Leave out the images; return the rest of the data exactly.

===== RAW DATA

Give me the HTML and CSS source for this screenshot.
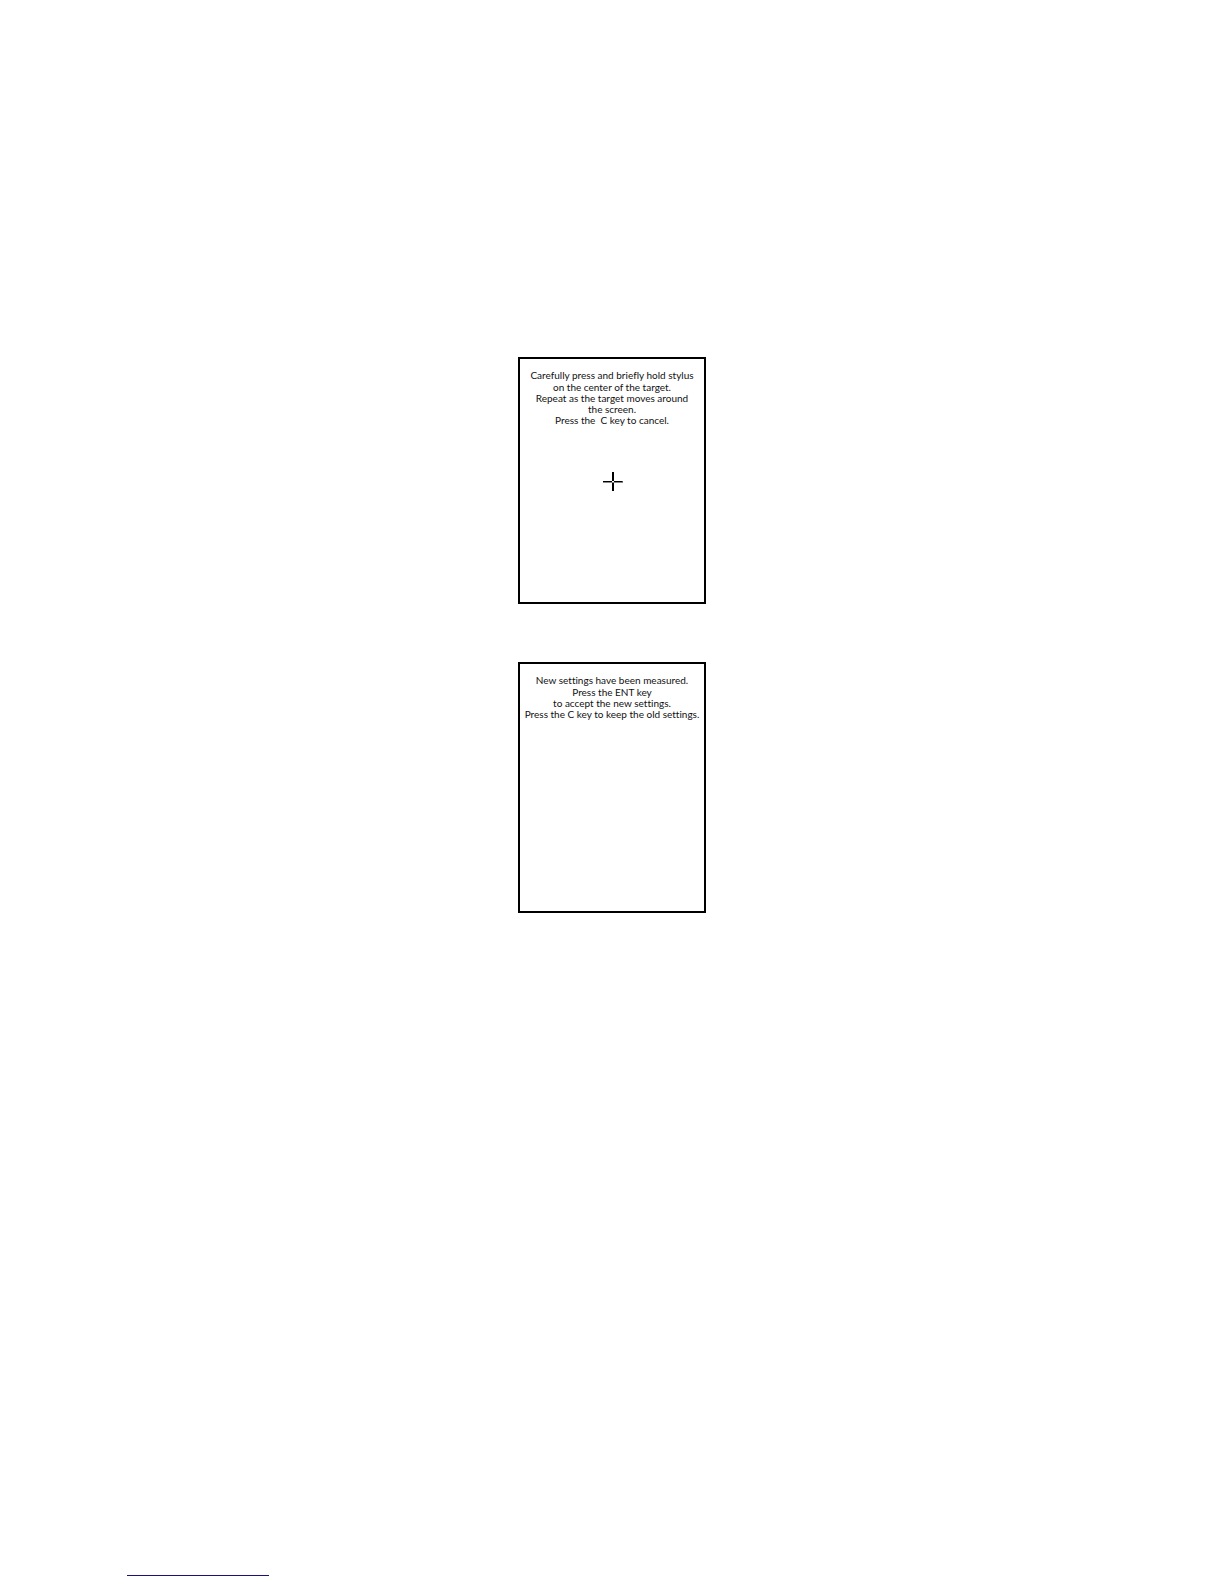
FILE: index.html
```html
<!DOCTYPE html>
<html lang="en">
<head>
<meta charset="utf-8">
<title>Stylus calibration</title>
<link rel="stylesheet" href="styles.css">
</head>
<body>
<main class="screens">
<section class="screen target-screen">
<p class="message">Carefully press and briefly hold stylus<br>on the center of the target.</p>
<p class="message hint">Repeat as the target moves around<br>the screen.<br>Press the&nbsp; C key to cancel.</p>
<svg class="target" viewBox="0 0 22 20" aria-hidden="true" shape-rendering="crispEdges">
<path d="M11 0h2v9h-2zM11 11h2v8h-2zM2 9h9v1H2zM13 9h8v1h-8z" fill="#000"/>
<path d="M2 10h20v1H2z" fill="#888"/>
<path d="M21 9h1v1h-1z" fill="#555"/>
</svg>
</section>
<section class="screen result-screen">
<p class="message">New settings have been measured.<br>Press the ENT key</p>
<p class="message hint">to accept the new settings.<br>Press the C key to keep the old settings.</p>
</section>
</main>
<footer class="footer"><hr class="rule"></footer>
</body>
</html>
```
FILE: styles.css
```css
* {
  box-sizing: border-box;
}

body {
  margin: 0;
  min-height: 100vh;
  display: flex;
  flex-direction: column;
  background: #fff;
  color: #111;
  font-family: Lato, "Noto Sans", sans-serif;
  font-size: 10px;
  font-variant-ligatures: none;
}

.screens {
  flex: 1;
  display: flex;
  flex-direction: column;
  align-items: center;
  gap: 58px;
  padding-top: 357px;
}

.screen {
  width: 188px;
  padding-top: 10px;
  border: 2px solid #000;
  display: flex;
  flex-direction: column;
  align-items: center;
}

.target-screen {
  min-height: 247px;
}

.result-screen {
  min-height: 251px;
}

.message {
  margin: 0;
  line-height: 12px;
  text-align: center;
  white-space: nowrap;
}

.hint {
  line-height: 11px;
}

.target {
  width: 22px;
  height: 20px;
  margin-top: 46px;
}

.footer {
  padding: 0 127px 8px;
}

.rule {
  width: 142px;
  height: 1px;
  margin: 0;
  border: 0;
  background: #14147c;
}
```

==========

--- EXERCISE OUTPUT ---
Give me the HTML and CSS source for this screenshot.
FILE: index.html
```html
<!DOCTYPE html>
<html lang="en">
<head>
<meta charset="utf-8">
<title>Stylus calibration</title>
<link rel="stylesheet" href="styles.css">
</head>
<body>
<main class="screens">
<section class="screen target-screen">
<p class="message">Carefully press and briefly hold stylus<br>on the center of the target.</p>
<p class="message hint">Repeat as the target moves around<br>the screen.<br>Press the&nbsp; C key to cancel.</p>
<svg class="target" viewBox="0 0 22 20" aria-hidden="true" shape-rendering="crispEdges">
<path d="M11 0h2v9h-2zM11 11h2v8h-2zM2 9h9v1H2zM13 9h8v1h-8z" fill="#000"/>
<path d="M2 10h20v1H2z" fill="#888"/>
<path d="M21 9h1v1h-1z" fill="#555"/>
</svg>
</section>
<section class="screen result-screen">
<p class="message">New settings have been measured.<br>Press the ENT key</p>
<p class="message hint">to accept the new settings.<br>Press the C key to keep the old settings.</p>
</section>
</main>
<footer class="footer"><hr class="rule"></footer>
</body>
</html>
```
FILE: styles.css
```css
* {
  box-sizing: border-box;
}

body {
  margin: 0;
  min-height: 100vh;
  display: flex;
  flex-direction: column;
  background: #fff;
  color: #111;
  font-family: Lato, "Noto Sans", sans-serif;
  font-size: 10px;
  font-variant-ligatures: none;
}

.screens {
  flex: 1;
  display: flex;
  flex-direction: column;
  align-items: center;
  gap: 58px;
  padding-top: 357px;
}

.screen {
  width: 188px;
  padding-top: 10px;
  border: 2px solid #000;
  display: flex;
  flex-direction: column;
  align-items: center;
}

.target-screen {
  min-height: 247px;
}

.result-screen {
  min-height: 251px;
}

.message {
  margin: 0;
  line-height: 12px;
  text-align: center;
  white-space: nowrap;
}

.hint {
  line-height: 11px;
}

.target {
  width: 22px;
  height: 20px;
  margin-top: 46px;
}

.footer {
  padding: 0 127px 8px;
}

.rule {
  width: 142px;
  height: 1px;
  margin: 0;
  border: 0;
  background: #14147c;
}
```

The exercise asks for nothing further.